### Dataset excerpt
begin
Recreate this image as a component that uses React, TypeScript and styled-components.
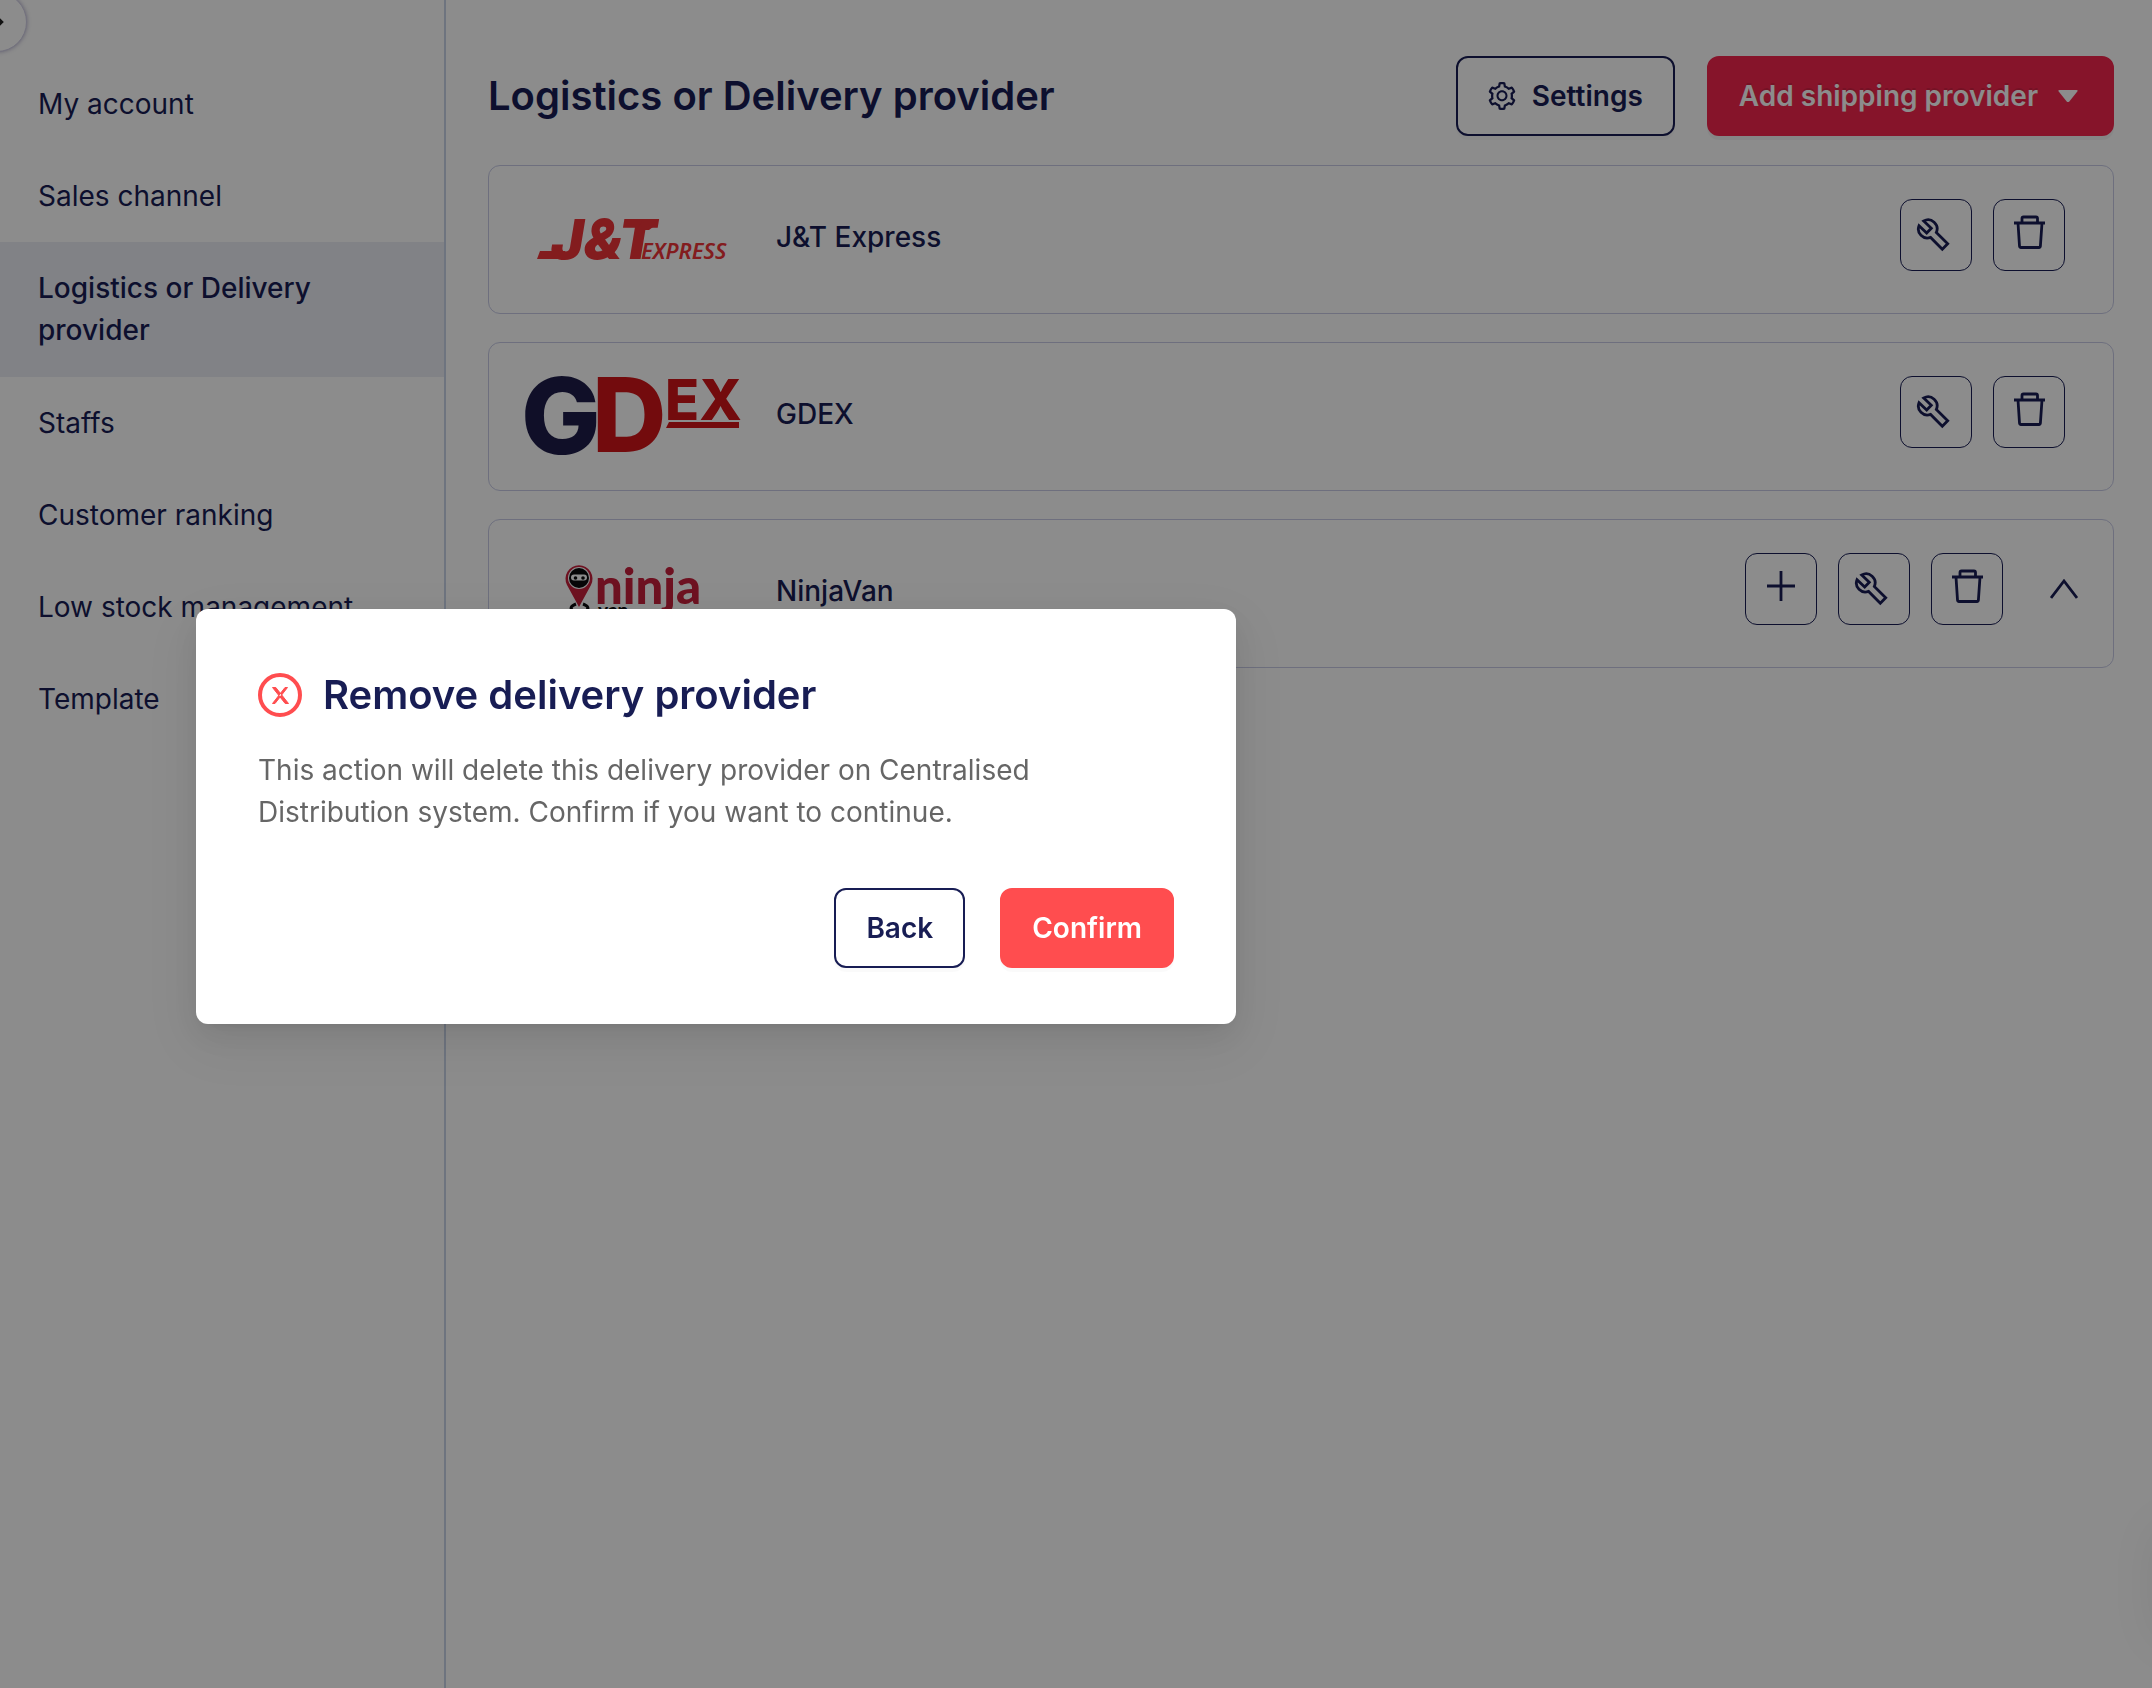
import React from "react";
import styled, { createGlobalStyle, css } from "styled-components";
import { AiOutlineSetting } from "react-icons/ai";

const navy = "#181d54";
const line = "#c9d4e8";
const cardLine = "#c8cbe6";

const GlobalStyle = createGlobalStyle`
  *, *::before, *::after { box-sizing: border-box; }
  body {
    margin: 0;
    background: #ffffff;
    color: ${navy};
    font-family: Inter, "Liberation Sans", sans-serif;
    font-size: 28px;
    line-height: 42px;
  }
  button { font: inherit; cursor: pointer; }
`;

const Page = styled.div`
  display: grid;
  grid-template-columns: 446px minmax(0, 1fr);
  min-height: 100vh;
`;

const Sidebar = styled.aside`
  padding-top: 58px;
  border-right: 2px solid ${line};
`;

const NavList = styled.ul`
  list-style: none;
  margin: 0;
  padding: 0;
`;

const NavLink = styled.a<{ $active?: boolean }>`
  display: block;
  padding: 25px 72px 25px 38px;
  color: ${navy};
  text-decoration: none;
  ${(p) =>
    p.$active &&
    css`
      border-bottom: 1px solid #ebedf5;
      background: #ebedf5;
      font-weight: 500;
    `}
`;

const CollapseToggle = styled.button`
  position: absolute;
  top: -8px;
  left: -33px;
  width: 60px;
  height: 60px;
  padding: 0;
  display: grid;
  place-items: center;
  border: 1px solid #d2cfe6;
  border-radius: 50%;
  background: #ffffff;
  box-shadow: 0 0 4px rgba(60, 50, 120, 0.4);
`;

const Main = styled.main`
  padding: 56px 38px 56px 42px;
`;

const Header = styled.header`
  display: flex;
  align-items: center;
  gap: 32px;
  margin-bottom: 29px;
`;

const Title = styled.h1`
  flex: 1;
  margin: 0;
  font-size: 40px;
  line-height: 60px;
  font-weight: 600;
`;

const Button = styled.button<{ $tone?: "outline" | "primary" | "danger" }>`
  display: inline-flex;
  align-items: center;
  gap: 16px;
  height: 80px;
  padding: 0 30px;
  border: 2px solid ${navy};
  border-radius: 12px;
  background: #ffffff;
  color: ${navy};
  font-weight: 600;
  box-shadow: 0 4px 0 rgba(0, 0, 0, 0.02);
  ${(p) =>
    p.$tone === "primary" &&
    css`
      border-color: #f5264e;
      background: #f5264e;
      color: #ffffff;
      text-shadow: 0 -2px 0 rgba(0, 0, 0, 0.12);
      box-shadow: 0 4px 0 rgba(0, 0, 0, 0.04);
    `}
  ${(p) =>
    p.$tone === "danger" &&
    css`
      border-color: #ff4d4f;
      background: #ff4d4f;
      color: #ffffff;
    `}
`;

const GearIcon = styled(AiOutlineSetting)`
  width: 32px;
  height: 32px;
  margin: 0 -2px;
`;

const ProviderList = styled.ul`
  display: grid;
  gap: 28px;
  margin: 0;
  padding: 0;
  list-style: none;
`;

const Card = styled.li<{ $expandable?: boolean }>`
  display: flex;
  align-items: center;
  gap: 37px;
  padding: 25px ${(p) => (p.$expandable ? 35 : 48)}px 34px 36px;
  border: 1px solid ${cardLine};
  border-radius: 12px;
`;

const Logo = styled.svg`
  display: block;
  flex: none;
  width: 214px;
  height: 88px;
  overflow: visible;
`;

const ProviderName = styled.span`
  flex: 1;
  padding-top: 4px;
  font-weight: 500;
`;

const Actions = styled.div`
  display: flex;
  align-items: center;
  gap: 21px;
`;

const IconButton = styled.button`
  display: grid;
  place-items: center;
  width: 72px;
  height: 72px;
  padding: 0;
  border: 1px solid ${navy};
  border-radius: 12px;
  background: #ffffff;
  color: ${navy};
`;

const ExpandButton = styled.button`
  display: grid;
  place-items: center;
  width: 28px;
  height: 72px;
  margin-left: 26px;
  padding: 0;
  border: 0;
  background: none;
  color: ${navy};
`;

const Stroked = styled.svg`
  display: block;
  fill: none;
  stroke: currentColor;
  stroke-width: 2.8;
`;

const SideHandle = styled.div`
  position: fixed;
  right: -100px;
  bottom: 48px;
  width: 96px;
  height: 112px;
  border-radius: 12px;
  box-shadow: 0 0 48px rgba(0, 0, 0, 0.08);
`;

const Overlay = styled.div`
  position: fixed;
  inset: 0;
  padding: 609px 0 0 196px;
  background: rgba(0, 0, 0, 0.45);
`;

const Dialog = styled.section`
  width: 1040px;
  padding: 56px 62px;
  border-radius: 12px;
  background: #ffffff;
  box-shadow: 0 6px 12px -8px rgba(0, 0, 0, 0.12), 0 12px 32px rgba(0, 0, 0, 0.08),
    0 18px 56px 16px rgba(0, 0, 0, 0.05);
`;

const DialogHeader = styled.div`
  display: flex;
  align-items: center;
  gap: 21px;
`;

const DialogTitle = styled.h2`
  margin: 0;
  font-size: 40px;
  line-height: 60px;
  font-weight: 600;
`;

const DialogText = styled.p`
  margin: 24px 0 55px;
  color: #666666;
`;

const DialogActions = styled.div`
  display: flex;
  justify-content: flex-end;
  gap: 35px;
`;

const WrenchIcon = () => (
  <Stroked width="40" height="34" viewBox="0 0 40 34" aria-hidden="true">
    <path d="M7.700 3L15.300 10.300L10.700 15L3 7.700A9 9 0 0 0 14.600 19.400L26.300 31.300L31.700 25.800L20.300 14.500A9 9 0 0 0 7.700 3Z" />
  </Stroked>
);

const TrashIcon = () => (
  <Stroked width="34" height="40" viewBox="-2 0 34 40" strokeLinejoin="round" aria-hidden="true">
    <path d="M0 8H31M8 8V3.500Q8 2 9.500 2H22Q23.500 2 23.500 3.500V8M4 8L5.500 31Q5.600 32.500 7 32.500H25Q26.300 32.500 26.400 31L28 8" />
  </Stroked>
);

const PlusIcon = () => (
  <Stroked width="32" height="38" viewBox="0 0 32 38" aria-hidden="true">
    <path d="M2 16H30M16 1V31" />
  </Stroked>
);

const ChevronUpIcon = () => (
  <Stroked width="28" height="20" viewBox="0 0 28 20" aria-hidden="true">
    <path d="M1 19L14 2L27 19" />
  </Stroked>
);

const CaretIcon = () => (
  <svg width="28" height="14" viewBox="0 0 28 14" aria-hidden="true">
    <path d="M5.500 1H22.500Q24.500 1 23.300 2.600L15.300 12.400Q14 13.800 12.700 12.400L4.700 2.600Q3.500 1 5.500 1Z" fill="currentColor" />
  </svg>
);

const JntLogo = () => (
  <Logo viewBox="0 0 214 88" role="img" aria-label="J&T Express logo" fill="#ee3338">
    <path d="M15 60H40L44 68H12Z" />
    <text x="26" y="68" fontFamily="Inter, sans-serif" fontSize="55" fontWeight="900" fontStyle="italic">J&amp;T</text>
    <path d="M118 28H134L131 31H119L118 32H130L127 35H117L116 36H128L124 39H112Z" />
    <text x="116" y="68" fontFamily="'Noto Sans', sans-serif" fontSize="22" fontWeight="600" fontStyle="italic">EXPRESS</text>
  </Logo>
);

const GdexLogo = () => (
  <Logo viewBox="0 0 214 88" role="img" aria-label="GDEX logo" fill="#d11418" fontFamily="Inter, sans-serif" fontWeight="800">
    <text x="67" y="84" fontSize="103">D</text>
    <text x="-4" y="86" fontSize="106" fill="#1e1d49">G</text>
    <text x="140" y="52" fontSize="56">EX</text>
    <path d="M144 54H214V60H141Z" />
  </Logo>
);

const NinjaVanLogo = () => (
  <Logo viewBox="0 0 214 88" role="img" aria-label="Ninja Van logo">
    <path d="M54 62L42 40A13.500 13.500 0 1 1 66 40Z" fill="#c8203c" />
    <circle cx="54" cy="33" r="11" fill="#ffffff" />
    <circle cx="54" cy="33" r="10" fill="#0b0b0d" />
    <rect x="46" y="29.500" width="16" height="6" rx="3" fill="#ffffff" />
    <circle cx="50.500" cy="33" r="1.800" fill="#0b0b0d" />
    <circle cx="58" cy="33" r="1.800" fill="#0b0b0d" />
    <path d="M51 59Q43 62 48 66M58 59Q66 62 61 66" fill="none" stroke="#0b0b0d" strokeWidth="3" />
    <text x="70" y="59" fontFamily="Lato, sans-serif" fontSize="49" fontWeight="900" fill="#c8203c">ninja</text>
    <text x="73" y="72" fontFamily="Lato, sans-serif" fontSize="19" fontWeight="900" fill="#0b0b0d">van</text>
  </Logo>
);

const navItems = [
  "My account",
  "Sales channel",
  "Logistics or Delivery provider",
  "Staffs",
  "Customer ranking",
  "Low stock management",
  "Template",
];

const providers = [
  { name: "J&T Express", logo: <JntLogo />, expandable: false },
  { name: "GDEX", logo: <GdexLogo />, expandable: false },
  { name: "NinjaVan", logo: <NinjaVanLogo />, expandable: true },
];

export default function App() {
  return (
    <>
      <GlobalStyle />
      <Page>
        <Sidebar>
          <nav>
            <NavList>
              {navItems.map((item) => (
                <li key={item}>
                  <NavLink href="#" $active={item.startsWith("Logistics")}>
                    {item}
                  </NavLink>
                </li>
              ))}
            </NavList>
          </nav>
          <CollapseToggle aria-label="Expand menu">
            <svg width="20" height="16" viewBox="0 0 20 16" fill="none" stroke="#222222" strokeWidth="4" aria-hidden="true">
              <path d="M0 8H14M8 2L14 8L8 14" />
            </svg>
          </CollapseToggle>
        </Sidebar>
        <Main>
          <Header>
            <Title>Logistics or Delivery provider</Title>
            <Button>
              <GearIcon aria-hidden="true" />
              Settings
            </Button>
            <Button $tone="primary">
              Add shipping provider
              <CaretIcon />
            </Button>
          </Header>
          <ProviderList>
            {providers.map((p) => (
              <Card key={p.name} $expandable={p.expandable}>
                {p.logo}
                <ProviderName>{p.name}</ProviderName>
                <Actions>
                  {p.expandable && (
                    <IconButton aria-label={`Add ${p.name} account`}>
                      <PlusIcon />
                    </IconButton>
                  )}
                  <IconButton aria-label={`Configure ${p.name}`}>
                    <WrenchIcon />
                  </IconButton>
                  <IconButton aria-label={`Remove ${p.name}`}>
                    <TrashIcon />
                  </IconButton>
                  {p.expandable && (
                    <ExpandButton aria-label={`Collapse ${p.name}`}>
                      <ChevronUpIcon />
                    </ExpandButton>
                  )}
                </Actions>
              </Card>
            ))}
          </ProviderList>
        </Main>
      </Page>
      <SideHandle />
      <Overlay>
        <Dialog role="dialog" aria-modal="true" aria-labelledby="dialog-title">
          <DialogHeader>
            <svg width="44" height="44" viewBox="0 0 44 44" fill="none" stroke="#ff4d4f" aria-hidden="true">
              <circle cx="22" cy="22" r="20" strokeWidth="4" />
              <path d="M14.500 14.500H17.800L30.500 30.500H27.200ZM29.500 14.500H27L14.500 30.500H17Z" fill="#ff4d4f" strokeWidth="1" />
            </svg>
            <DialogTitle id="dialog-title">Remove delivery provider</DialogTitle>
          </DialogHeader>
          <DialogText>
            This action will delete this delivery provider on Centralised Distribution system. Confirm if you want to
            continue.
          </DialogText>
          <DialogActions>
            <Button>Back</Button>
            <Button $tone="danger">Confirm</Button>
          </DialogActions>
        </Dialog>
      </Overlay>
    </>
  );
}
end
### To be done
Using the listing above, show every line that includes the string "this".

### Answer to the task
Recreate this image as a component that uses React, TypeScript and styled-components.
            This action will delete this delivery provider on Centralised Distribution system. Confirm if you want to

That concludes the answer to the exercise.